The Daily Update - The Fed Cap In Hand

An interesting speech yesterday from Fed governor Lael Brainard where she discussed further tools the Fed could be considering over the coming period. Focus fell on the role yield curve caps could play in future strategies that may be deployed. Her idea is that the Fed would concentrate their purchases in the “short to medium range” of the maturity spectrum and this would work alongside forward interest rate guidance. A typical example would be that the Fed commits to holding rates low for two years, so no interest rate hikes for a given period, and then using asset purchases to cap two-year yields at a given level for that two year period.

Importantly, she does not appear to be encouraging a steeper yield curve although obviously capping short to medium term yields would automatically infer this; this may be the difference from the system seen in Japan with its yield curve control (YCC).
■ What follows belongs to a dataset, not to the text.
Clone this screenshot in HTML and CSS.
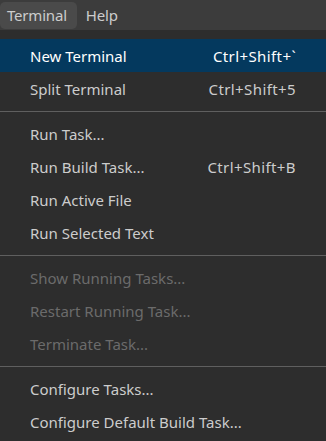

The fact that asset purchases in the past were used to signal to the market that interest rates were not going to rise anytime soon and so became an important source of the reinforcement of forward guidance; this strategy would do the same but would be a lot more explicit.

Other areas of interest include the problems associated with credibility around average inflation targeting in the long-term, but she thought that it could be useful and easier to communicate if imposed temporarily. We feel this was aimed at the 2% Fed inflation target and the criticism the Fed had received over this last expansion where the rate has failed to hit the target.

Looking at the entire speech the Brainard rate cap idea is just one such tool the Fed could introduce out of many under discussion. However, it does appear listening to Brainard and other Fed members as though the goal of the Fed’s Monetary Policy review next year is to reinforce the inflation mandate, prevent persistent downside deviations and discuss strategies that would deliver policy stimuli quickly and effectively in a downturn. Broadly, this review is now taking on a dovish spin as seen in the yield cap discussion and the Fed members constantly referring to problems with persistently low inflation.